Our yard is like an enormous sand pit in which four thorn trees, acacias with pompoms and long seed pods, are growing and giving off welcome pools of shade and a delightful peppering of smooth brown seeds on the pale sand. There are several dead trees but I am hoping that they are only pretending and that if I keep watering when leaf time comes round (when is it?) they will burst into glossy life. We have planted assorted seeds in strategic positions around the garden. Spinach up against the wall to shade it a little, sweetcorn along in a dryer place, a little row of lettuce edged with bricks to shade the seedlings etc etc. We do an energetic burst of watering morning and evening and have watched in delight as everything has germinated in a few days, and watched in dismay but resignation as everything is eaten a few days later by some ravenous insect. We are now trying larger: this weekend we will plant a banana tree and two papaya trees and hope that a two year stay will see them large and luxuriant.

our house in Namibia Our house is made of concrete and is quite plain. It has a smooth cool tiled floor and walls mostly painted gloss caramel. There is a sticky patina of cooking grease everywhere and a healthy population of huge cockroaches. My first activity was to sweep every old cottonbud and sock into a rubbish bag and buy significant quantities of cleaning gear. There are two sofas and a big chair which I have covered with blue African cloth and we have managed to get a new tabletop to replace the bendy cardboard one. There are three bedrooms, one of which is being lodged in by our boss, the Dean of Studies, while he relocates. There are metal bars on every window and glass and mosquito netting and the whole establishment seems like a prison, bristling with security measures. We have an electric fence on the garden wall and a lock on the gate and the inner and outer doors. Michael has managed to electrocute both himself and the Dean. I have a nightly ritual of stamping on the cockroaches which make a satisfying pop as they burst. As you can tell I do not love the house and will have to do much in the way of redecorating and hygiene to improve things.

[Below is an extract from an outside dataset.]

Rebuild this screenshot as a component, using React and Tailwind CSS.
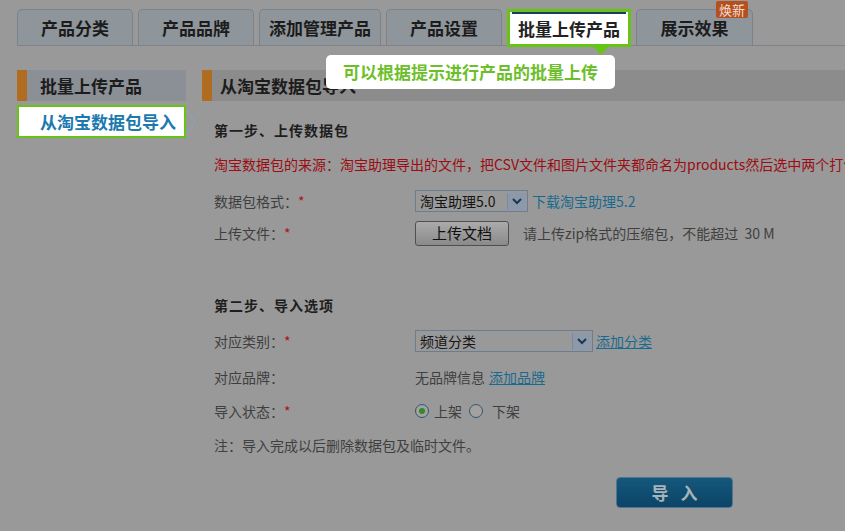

We are experimenting on ways to deal with the heat which is increasing all the time. The morning is beautifully cool and I am out of the house at dawn at 6.15 and I go running around the area and watch the moon set. A straggle of schoolkids are on their way out to school. Sometimes I persuade Michael to leave the sweltering stale heat inside and have breakfast outside. All windows and doors are open. By 10.30 it has got really hot and increases until by 3.30 it is unbearable and many people have slid comatose into nearby shopping precincts or offices to bask in the air conditioning. If we can persuade Secilia our housekeeper (!!) to keep the curtains drawn and the doors and windows shut the house can keep a bit shady and cool, but we can't and when we return from work at 4.00 it is like an oven in there. We put the fan on but the house stays hot and we sleep naked under a mosquito net. I think the way forward is to abandon the house and spend a lot of time in the yard with lashings of mosquito repellent on. Things will continue like this and get hotter, up to 42 degrees with no humidity in November, and then it will rain and cool down a little.

We have friendly neighbours who greet us and the children make nice squeaky chattering noises. The women are up thumping the maize meal with traditional posts in a small wooden pot, each raising and thumping in turn, a bit like bell ringing. It seems incongruous to see this traditional housekeeping going on in a house with a TV satellite dish. One of our neighbours has a regular card party for men in the garden under a tree. Everyone has a guard dog whose duty it is to bark loudly and conversationally in the middle of the night. The cattle and goats mostly go home at night, taking themselves back to where they belong, although I have seen tell-tale piles of dung beside the Spar, which indicates a sleepover.

We really do have a Spar and assorted mini markets in the locality. There are plenty of little bars called cuca bars where very loud music is played and you get to drink Pepsi or beer or home made stuff. They all have brilliant names like Let’s Push Bar, or The Hard Work Bar or Friendship Only, or Cape to Cairo, Bon Appetit or The Hot Box. They are all the size of a garden shed, even the one proudly called Picadilly Circus, and most are painted mad bright colours, with hand-painted writing.